For many people, learning about Islam begins with something simple: curiosity. Sometimes it starts with a question, sometimes with a conversation, and sometimes just with the desire to better understand a faith that may feel unfamiliar at first. At the Jaffery Center in Roanoke, one of our hopes is to make that first step easier by sharing simple reflections in plain English about what Muslims believe and why Islam continues to matter in people’s lives.
At its heart, Islam teaches that God has guided humanity from the beginning. Muslims believe that God sent prophets across time to call people back to Him: to worship one God, to live truthfully, to care for others, and to remember that life has purpose. Adam, Noah, Abraham, Moses, David, Jesus, and Muhammad, peace be upon them all, are all honored in Islam as part of that long chain of guidance. The Qur’an presents this message as one of continuity: a repeated call to faith, morality, worship, and accountability before God. (quran.com)
Moses holds a deeply honored place in Islam. He is remembered as a prophet of courage, patience, and leadership, a man who stood before oppression, received revelation, and guided his people through hardship. Muslims have often reflected on the biblical passage in which God says, “I will raise up for them a prophet like you … and I will put my words in the mouth of the prophet.” From an Islamic perspective, many have understood this as pointing forward to Muhammad, who would come later as a prophet, lawgiver, and messenger carrying God’s words. (biblegateway.com)

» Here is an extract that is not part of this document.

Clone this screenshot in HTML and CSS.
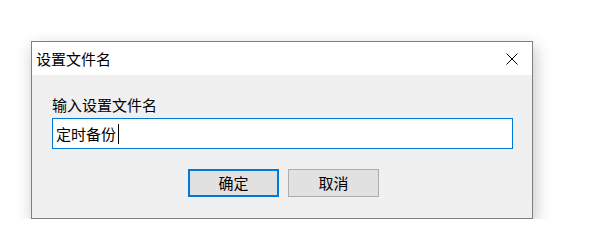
FILE: index.html
```html
<!DOCTYPE html>
<html>
<head>
<meta charset="utf-8">
<link rel="stylesheet" href="styles.css">
</head>
<body>
<div class="page">
  <div class="dialog">
    <div class="titlebar">
      <span class="title">设置文件名</span>
      <svg class="close" width="12" height="12" viewBox="0 0 12 12">
        <path d="M0.5 0.5 L11.5 11.5 M11.5 0.5 L0.5 11.5" stroke="#000" stroke-width="1" fill="none"/>
      </svg>
    </div>
    <div class="content">
      <div class="label">输入设置文件名</div>
      <div class="field"><span class="value">定时备份</span><span class="caret"></span></div>
      <div class="buttons">
        <div class="btn btn-default">确定</div>
        <div class="btn">取消</div>
      </div>
    </div>
  </div>
</div>
</body>
</html>
```
FILE: styles.css
```css
html, body {
  margin: 0;
  padding: 0;
  background: #ffffff;
}
body {
  font-family: "Noto Sans CJK SC", "Microsoft YaHei", sans-serif;
  font-size: 15px;
  color: #000;
}
.page {
  padding-top: 41px;
  padding-left: 31px;
}
.dialog {
  width: 500px;
  border: 1px solid #7f7f7f;
  background: #f0f0f0;
  box-shadow: 2px 6px 16px rgba(0, 0, 0, 0.24);
}
.titlebar {
  height: 33px;
  background: #ffffff;
  display: flex;
  align-items: center;
  justify-content: space-between;
  padding-left: 4px;
  padding-right: 14px;
}
.title {
  line-height: 20px;
}
.close {
  display: block;
}
.content {
  padding: 20px 19px 21px 20px;
}
.label {
  line-height: 20px;
  height: 20px;
  margin-bottom: 3px;
}
.field {
  height: 29px;
  border: 1px solid #0078d7;
  background: #ffffff;
  display: flex;
  align-items: center;
  padding-left: 3px;
}
.value {
  line-height: 20px;
}
.caret {
  width: 1px;
  height: 20px;
  background: #000;
  margin-left: 2px;
}
.buttons {
  margin-top: 20px;
  display: flex;
  justify-content: center;
  gap: 9px;
  padding-left: 2px;
}
.btn {
  width: 89px;
  height: 26px;
  border: 1px solid #adadad;
  background: #e1e1e1;
  display: flex;
  align-items: center;
  justify-content: center;
  line-height: 20px;
}
.btn-default {
  width: 87px;
  height: 24px;
  border: 2px solid #0078d7;
}
```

Jesus is also loved and honored in Islam. Muslims believe he was born miraculously, was the Messiah, and was one of the greatest messengers of God. The Qur’an says that Jesus came confirming the revelation before him and giving glad tidings of a messenger who would come after him, whose name would be Aḥmad, a name understood in Islam to refer to Muhammad. In that way, Islam teaches that the story of prophecy did not stop with earlier messengers, but continued until the final revelation of the Qur’an.
Muslims believe that God also sent revealed books to guide humanity. Among them are the Torah given to Moses, the Psalms given to David, the Gospel given to Jesus, and finally the Qur’an revealed to Prophet Muhammad. In Islam, the Qur’an is understood as the final revealed book and the final preserved message for humanity.
So Islam is not presented as a disconnected religion or a sudden beginning. It is the final part of a much longer story: God sending guidance again and again through prophets, until that message reached its completion in Muhammad and the Qur’an. Muslims see this not as a break from what came before, but as the completion of a long chain of revelation.
At the Jaffery Center in Roanoke, one of the hopes behind sharing posts like this is simply to make Islam easier to understand in plain English. Not as a slogan, and not as a debate, but as a faith centered on God, prayer, character, and guidance. For anyone who has ever wondered where Islam begins, this is a simple place to start: with the belief that God did not leave humanity alone, but sent prophets and revelation to guide people back to Him.